When the Chanel Custom Shoppe was asked if they would comment on the special construction of her suit they declined any knowledge of the existence of the garment.

According to anonymous sources, the pants suit has been completely made of a jet black ND29 Fabric specially made by Apex Mills for Pauline and the automotive industry alike. This automotive and military grade weave is of the highest of quality knits available for legal purchase in the North American market and believe me, it suits her.

chanel pants suitPants suits are smart and sharp. Speaking of sharpness, this garment is entirely stab proof and is projectile resistant unless the assailant is armed with silver tipped bullets… Nothing can be done about that.
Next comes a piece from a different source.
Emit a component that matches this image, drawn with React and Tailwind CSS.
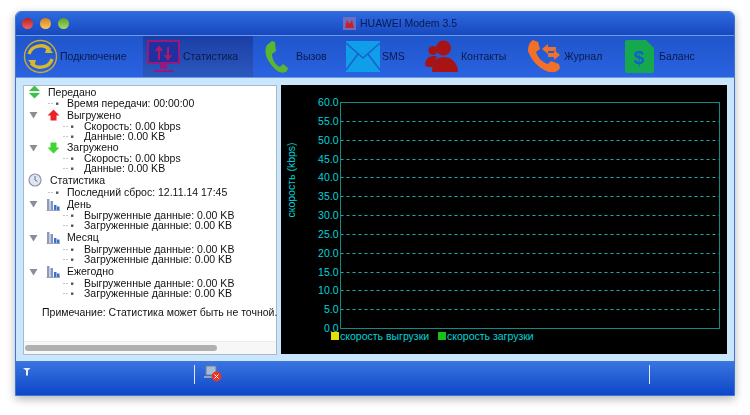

Chanel looks great on Pauline in elevators as well as in assembly or wherever the lobbyists choose to hang out that day. She can be camera ready and classy in 30 seconds flat with her custom spec. Chanel pants suit.

It is rumored to have reinforced Kevlar cuffs for “l’hiver de chez nous!” and an ample neckline to display a tasteful cross pendant for when at home or around like minded people.

We still have not received any information on her shoe selection. However we have heard through the grapevine that she shares the exact same dress size with the less popular Hermann Goering… That is neither here nor there.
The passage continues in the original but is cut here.